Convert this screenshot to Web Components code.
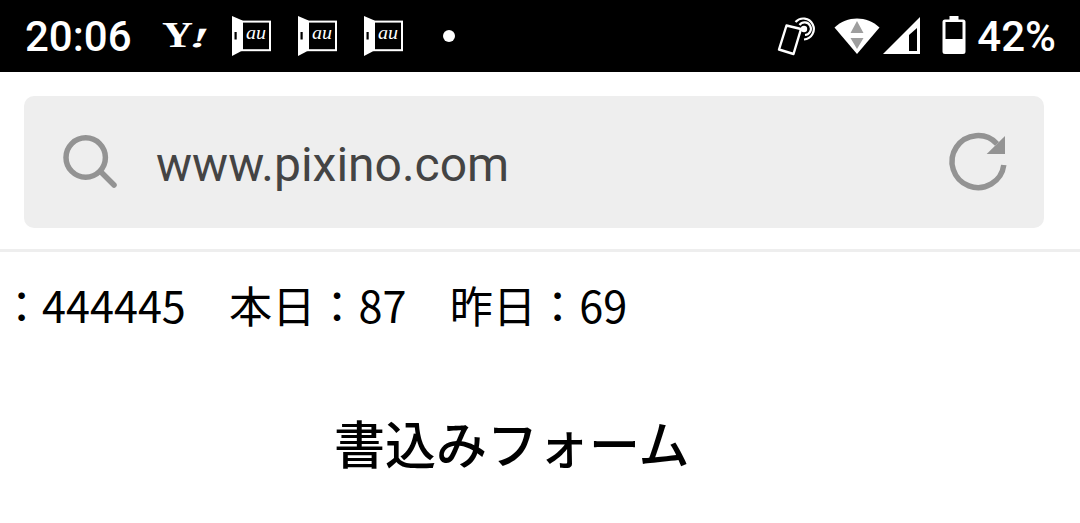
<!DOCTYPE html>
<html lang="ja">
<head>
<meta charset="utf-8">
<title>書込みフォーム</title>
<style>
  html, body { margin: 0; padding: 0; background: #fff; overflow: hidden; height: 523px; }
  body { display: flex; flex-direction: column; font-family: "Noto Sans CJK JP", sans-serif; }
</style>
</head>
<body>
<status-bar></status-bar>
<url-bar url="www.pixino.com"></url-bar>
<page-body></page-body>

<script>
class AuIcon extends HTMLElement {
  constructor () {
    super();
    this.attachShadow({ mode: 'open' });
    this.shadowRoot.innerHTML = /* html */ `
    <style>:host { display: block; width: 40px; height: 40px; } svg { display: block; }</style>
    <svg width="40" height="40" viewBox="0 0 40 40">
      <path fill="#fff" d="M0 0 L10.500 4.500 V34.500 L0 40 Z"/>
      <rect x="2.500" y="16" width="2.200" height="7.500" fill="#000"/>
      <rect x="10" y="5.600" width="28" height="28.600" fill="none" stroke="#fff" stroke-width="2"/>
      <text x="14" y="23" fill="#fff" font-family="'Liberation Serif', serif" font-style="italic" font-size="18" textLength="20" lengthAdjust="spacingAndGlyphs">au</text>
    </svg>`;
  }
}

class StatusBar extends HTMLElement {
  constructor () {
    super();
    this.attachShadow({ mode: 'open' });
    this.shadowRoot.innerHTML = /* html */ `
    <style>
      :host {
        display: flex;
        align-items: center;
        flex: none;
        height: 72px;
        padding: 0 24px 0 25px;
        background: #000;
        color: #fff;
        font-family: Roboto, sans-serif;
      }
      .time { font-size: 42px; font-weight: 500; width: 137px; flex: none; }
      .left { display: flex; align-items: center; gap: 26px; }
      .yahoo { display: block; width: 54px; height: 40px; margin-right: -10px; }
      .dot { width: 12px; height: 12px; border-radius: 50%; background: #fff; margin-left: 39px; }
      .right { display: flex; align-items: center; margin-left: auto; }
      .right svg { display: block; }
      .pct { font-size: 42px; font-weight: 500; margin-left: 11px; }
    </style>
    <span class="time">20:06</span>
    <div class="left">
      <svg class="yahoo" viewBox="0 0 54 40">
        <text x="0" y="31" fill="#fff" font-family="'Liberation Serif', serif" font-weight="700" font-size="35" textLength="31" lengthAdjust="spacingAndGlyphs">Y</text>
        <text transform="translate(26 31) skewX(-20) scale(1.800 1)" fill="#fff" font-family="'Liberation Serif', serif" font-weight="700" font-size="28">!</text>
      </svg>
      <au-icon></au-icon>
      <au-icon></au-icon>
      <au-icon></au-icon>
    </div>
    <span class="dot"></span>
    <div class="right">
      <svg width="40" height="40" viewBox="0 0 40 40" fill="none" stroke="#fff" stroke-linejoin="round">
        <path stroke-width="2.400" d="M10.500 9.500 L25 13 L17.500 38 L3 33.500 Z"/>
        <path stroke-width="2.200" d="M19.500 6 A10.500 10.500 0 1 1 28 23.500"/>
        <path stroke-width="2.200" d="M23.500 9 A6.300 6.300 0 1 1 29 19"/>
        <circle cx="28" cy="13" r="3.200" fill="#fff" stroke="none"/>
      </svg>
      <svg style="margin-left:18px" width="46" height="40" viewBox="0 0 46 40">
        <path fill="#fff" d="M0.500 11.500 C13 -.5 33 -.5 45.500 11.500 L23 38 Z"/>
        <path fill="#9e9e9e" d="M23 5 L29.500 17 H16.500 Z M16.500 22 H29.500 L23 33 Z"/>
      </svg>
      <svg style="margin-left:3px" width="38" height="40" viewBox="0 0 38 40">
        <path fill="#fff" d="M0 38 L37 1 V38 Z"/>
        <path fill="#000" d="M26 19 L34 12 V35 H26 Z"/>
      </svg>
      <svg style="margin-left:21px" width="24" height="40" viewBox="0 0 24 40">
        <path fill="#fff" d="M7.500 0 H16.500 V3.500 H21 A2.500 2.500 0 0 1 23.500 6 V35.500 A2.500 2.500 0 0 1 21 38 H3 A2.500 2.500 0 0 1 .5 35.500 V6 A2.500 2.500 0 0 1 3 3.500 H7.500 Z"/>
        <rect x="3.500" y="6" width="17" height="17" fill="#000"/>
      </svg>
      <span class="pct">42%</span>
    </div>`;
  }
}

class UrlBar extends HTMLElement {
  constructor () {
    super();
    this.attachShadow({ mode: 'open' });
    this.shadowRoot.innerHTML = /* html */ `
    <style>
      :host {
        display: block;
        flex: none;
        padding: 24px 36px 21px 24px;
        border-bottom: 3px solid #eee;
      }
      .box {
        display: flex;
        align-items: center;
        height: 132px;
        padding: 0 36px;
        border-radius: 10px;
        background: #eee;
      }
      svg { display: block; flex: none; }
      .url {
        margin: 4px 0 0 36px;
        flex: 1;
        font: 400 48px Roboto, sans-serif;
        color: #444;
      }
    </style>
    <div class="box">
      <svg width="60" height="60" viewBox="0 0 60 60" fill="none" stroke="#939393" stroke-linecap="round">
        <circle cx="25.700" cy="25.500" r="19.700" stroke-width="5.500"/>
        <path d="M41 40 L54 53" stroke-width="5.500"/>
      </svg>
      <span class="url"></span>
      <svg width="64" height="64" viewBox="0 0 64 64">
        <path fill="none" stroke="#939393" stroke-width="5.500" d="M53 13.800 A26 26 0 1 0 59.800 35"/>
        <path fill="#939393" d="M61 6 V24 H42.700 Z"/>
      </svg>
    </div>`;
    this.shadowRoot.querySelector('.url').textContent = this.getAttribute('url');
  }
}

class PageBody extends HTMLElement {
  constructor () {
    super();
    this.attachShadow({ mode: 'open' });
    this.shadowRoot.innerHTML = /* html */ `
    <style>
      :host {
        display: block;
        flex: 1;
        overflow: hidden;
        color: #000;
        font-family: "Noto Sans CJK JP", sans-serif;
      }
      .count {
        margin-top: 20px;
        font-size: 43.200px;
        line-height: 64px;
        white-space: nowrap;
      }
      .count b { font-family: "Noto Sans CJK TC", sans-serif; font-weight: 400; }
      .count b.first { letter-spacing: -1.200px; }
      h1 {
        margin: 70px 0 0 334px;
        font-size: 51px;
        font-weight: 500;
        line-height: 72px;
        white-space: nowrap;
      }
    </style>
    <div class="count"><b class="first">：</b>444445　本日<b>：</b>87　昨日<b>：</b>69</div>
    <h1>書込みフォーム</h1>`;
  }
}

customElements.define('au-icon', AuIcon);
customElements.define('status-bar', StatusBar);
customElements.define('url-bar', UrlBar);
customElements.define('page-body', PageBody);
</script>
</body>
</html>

#### Written task
Begin at the first line of the material and copy each line exactly through the one containing "<page-body></page-body>". Omit pictures.

#### Task answer
Convert this screenshot to Web Components code.
<!DOCTYPE html>
<html lang="ja">
<head>
<meta charset="utf-8">
<title>書込みフォーム</title>
<style>
  html, body { margin: 0; padding: 0; background: #fff; overflow: hidden; height: 523px; }
  body { display: flex; flex-direction: column; font-family: "Noto Sans CJK JP", sans-serif; }
</style>
</head>
<body>
<status-bar></status-bar>
<url-bar url="www.pixino.com"></url-bar>
<page-body></page-body>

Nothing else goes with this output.